Side-steps and buck-passing
Based on a Cycling UK report
The Government has published its response to the House of Commons Transport Select Committee report on its inquiry into traffic law enforcement.
Unfortunately, the Government’s response is somewhat dismissive, not least regarding the widespread concerns about the falling number of traffic police officers. The Committee concluded that the reduction in the number of road traffic offences detected was directly linked to decreasing traffic police officers, and not indicative of fewer offences being committed. Abdicating any leadership responsibility for this, the Government has passed the buck to Police and Crime Commissioners and Chief Constables of individual forces, adding that it is not police numbers that matter but how they are deployed.
The Committee had recognised the dangers faced by cyclists from ‘near miss’ incidents, the problems concerning how reports of near misses are handled by different police forces, and the potential for this to impact upon the proportion of people who believe that it is too dangerous to cycle on the road.
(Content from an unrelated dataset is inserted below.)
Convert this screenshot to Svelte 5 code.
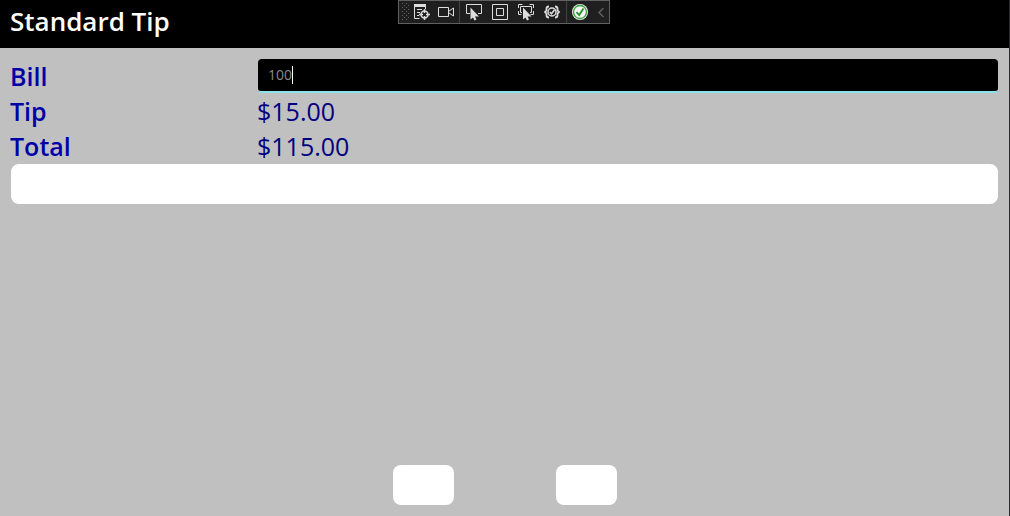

Pointing out that this perceived failure to enforce the law was inconsistent with the Government’s aim to promote cycling, and that it must be addressed, the Committee recommended that the Home Office consider further the problems of near miss investigation. Again, as with traffic police numbers, the Government side-stepped this as an “operational matter for the police”.
There was better news on certain lorry safety and enforcement issues, with the Government undertaking to consider Transport for London’s Safer Lorry Scheme and broadly making positive noises regarding safer lorry initiatives. Similarly, it was supportive of Cycling UK’s suggestion that the lessons from targeted and intelligence-led enforcement by the London Freight Enforcement Partnership should be more broadly applied on a wider national level to target rogue operators.
Overall, however, the apparent reluctance to take on board the Committee’s recommendations is disappointing.